Spin a globe or ask Google Maps for a random location, and you’re likely to land near one of the keynote speeches on artificial intelligence in education that crowd her calendar. Over the last year alone, she’s spoken in South Africa, Singapore, India, Hungary, Indonesia, Croatia and the United Kingdom, as well as all over the U.S.
But one of her favorite destinations is the United Nations Educational, Scientific and Cultural Organization (UNESCO) headquarters in Paris.
She visits each fall to work in person with colleagues she collaborates with year-round on projects, such as developing the United Nations AI frameworks for education.
“These recommendations are targeted for global leaders, policymakers and funders, but anyone can go in and use the framework,” Dr. Crompton said. “They are overarching global suggestions on policies and guidelines, but they also consider challenges, like limited internet connectivity and electricity.”
Dizzying international travel is not what Dr. Crompton, now the executive director of , expected during the first chapter of her career as a U.K. classroom teacher. She turned to research over 10 years ago to build on her interest in mobile learning before the topic gained global momentum, turning her into one of the world’s leading experts.
Then she did it again — with AI.
Dr.

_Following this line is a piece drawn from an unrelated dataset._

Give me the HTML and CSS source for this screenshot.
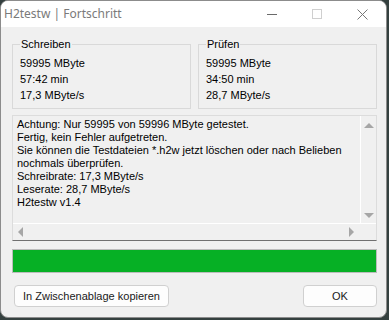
FILE: index.html
```html
<!DOCTYPE html>
<html>
<head>
<meta charset="utf-8">
<title>H2testw | Fortschritt</title>
<link rel="stylesheet" href="styles.css">
</head>
<body>

<div class="window">
  <div class="titlebar">
    <span class="title">H2testw | Fortschritt</span>
    <span class="ctl">
      <svg width="10" height="10" viewBox="0 0 10 10"><path d="M0 5.5 H10" stroke="#6a6a6a" stroke-width="1"/></svg>
    </span>
    <span class="ctl">
      <svg width="10" height="10" viewBox="0 0 10 10"><rect x="0.5" y="0.5" width="9" height="9" fill="none" stroke="#cfcfcf" stroke-width="1"/></svg>
    </span>
    <span class="ctl">
      <svg width="11" height="11" viewBox="0 0 11 11"><path d="M0.5 0.5 L10.5 10.5 M10.5 0.5 L0.5 10.5" stroke="#777" stroke-width="1"/></svg>
    </span>
  </div>

  <div class="content">
    <div class="groups">
      <fieldset class="group">
        <legend>Schreiben</legend>
        <div>59995 MByte</div>
        <div>57:42 min</div>
        <div>17,3 MByte/s</div>
      </fieldset>
      <fieldset class="group">
        <legend>Prüfen</legend>
        <div>59995 MByte</div>
        <div>34:50 min</div>
        <div>28,7 MByte/s</div>
      </fieldset>
    </div>

    <div class="memo">
      <div class="memo-main">
        <div class="memo-text">
          Achtung: Nur 59995 von 59996 MByte getestet.<br>
          Fertig, kein Fehler aufgetreten.<br>
          Sie können die Testdateien *.h2w jetzt löschen oder nach Belieben<br>
          nochmals überprüfen.<br>
          Schreibrate: 17,3 MByte/s<br>
          Leserate: 28,7 MByte/s<br>
          H2testw v1.4
        </div>
        <div class="vscroll">
          <span class="arr up"></span>
          <span class="arr down"></span>
        </div>
      </div>
      <div class="hscroll">
        <span class="arr left"></span>
        <span class="arr right"></span>
        <span class="corner"></span>
      </div>
    </div>

    <div class="progress"><div class="bar"></div></div>

    <div class="buttons">
      <button type="button" class="btn">In Zwischenablage kopieren</button>
      <button type="button" class="btn ok">OK</button>
    </div>
  </div>
</div>

</body>
</html>
```

FILE: styles.css
```css
html,body,div,fieldset,legend,button{margin:0;padding:0;}
*{box-sizing:border-box;}
body{
  background:#34403f;
  width:389px;
  height:320px;
  overflow:hidden;
}
.window{
  width:387px;
  height:318px;
  background:#f0f0f0;
  border:1px solid #8c8c8c;
  border-radius:8px;
  overflow:hidden;
}
.titlebar{
  height:26px;
  background:#fff;
  display:flex;
  align-items:center;
  font-family:"Noto Sans",sans-serif;
  font-size:12px;
  color:#7a7a7a;
}
.title{flex:1;padding-left:3px;padding-bottom:1px;}
.ctl{width:45px;height:26px;display:flex;align-items:center;justify-content:center;}
.ctl:last-child{width:47px;}

.content{
  padding:0 9px 0 11px;
  font-family:"Liberation Sans",Arial,sans-serif;
  font-size:11px;
  color:#000;
}
.groups{display:flex;gap:7px;padding-top:11px;}
.group{
  flex:1;
  height:71px;
  border:1px solid #d9d9d9;
  padding:4px 7px 0 7px;
  line-height:16px;
}
.group legend{padding:0 1px;margin-left:0;line-height:13px;}

.memo{
  margin-top:6px;
  height:126px;
  border:1px solid #dcdcdc;
  border-bottom:1px solid #707070;
  display:flex;
  flex-direction:column;
}
.memo-main{flex:1;display:flex;}
.memo-text{
  flex:1;
  padding:2px 4px;
  line-height:13px;
  white-space:nowrap;
}
.vscroll{
  width:16px;
  background:#f0f0f0;
  border-left:1px solid #fff;
  display:flex;
  flex-direction:column;
  justify-content:space-between;
  align-items:center;
  padding:7px 0 5px;
}
.hscroll{
  height:17px;
  border-top:1px solid #fff;
  display:flex;
  align-items:center;
  padding-left:5px;
}
.hscroll .right{margin-left:auto;margin-right:6px;}
.corner{width:16px;height:16px;}
.arr{width:0;height:0;display:block;}
.up{border-left:5px solid transparent;border-right:5px solid transparent;border-bottom:5px solid #a6a6a6;}
.down{border-left:5px solid transparent;border-right:5px solid transparent;border-top:5px solid #a6a6a6;}
.left{border-top:5px solid transparent;border-bottom:5px solid transparent;border-right:5px solid #a6a6a6;}
.right{border-top:5px solid transparent;border-bottom:5px solid transparent;border-left:5px solid #a6a6a6;}

.progress{
  margin-top:8px;
  height:24px;
  border:1px solid #bcbcbc;
  background:#e6e6e6;
}
.bar{width:100%;height:100%;background:#06b025;}

.buttons{display:flex;justify-content:space-between;margin-top:12px;padding-left:2px;}
.btn{
  height:22px;
  background:#fdfdfd;
  border:1px solid #d0d0d0;
  border-radius:4px;
  font-family:"Liberation Sans",Arial,sans-serif;
  font-size:11px;
  color:#1a1a1a;
  padding:0 8px;
}
.ok{width:74px;}
```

Crompton’s research began shifting to AI in education around 2017. After ChatGPT launched in November 2022, generative AI’s explosion in popularity catapulted her to the front of the field.
The United Nations first approached her in 2019 to help develop frameworks in a policy forum “to discuss the different pathways that governments are using to harness AI and ensure that it does not deepen the existing inequalities in AI-powered education,” she was told at the time.
Now, Dr. Crompton leads a study to examine whether outcomes of the competency framework for teachers (CFT) are meeting project goals and to consider potential revisions. The guidelines define the knowledge, skills and values teachers should master in the age of AI, with principles for protecting teachers’ rights, enhancing human agency and promoting sustainability. The CFT outlines 15 competencies across five dimensions: human-centered mindset, ethics of AI, AI foundations and applications, AI pedagogy and AI for professional learning.
A human-centered mindset, according to UNESCO, emphasizes “the enhancement of human capabilities and the promotion of social justice, sustainability and human dignity.”
“People have a lot of emotions about AI, fears about taking jobs or allowing cheating. Positives are not always seen,” Dr. Crompton said. “I could tell you loads of positive things that kind of blow your mind.”
Examples range from DeepMind AI solving the 50-year-old protein folding puzzle whose solution could help develop medicines, make biofuel and break down plastic, to AI-generated voices for American Sign Language users and stroke survivors that replicate how they sounded before losing their voices and AI systems being developed to decode animal communication and enable interspecies dialogue.
“I would love to hear what my dogs are constantly talking about,” she said.
In education, Dr. Crompton has always seen the opportunities technology offers when used to support critical thinking, not replace it — a futuristic path that shows no sign of slowing.
“Ninety percent of my conversations, all day, every day are about AI,” Dr. Crompton said. “Changes are not just daily. They are by the hour.”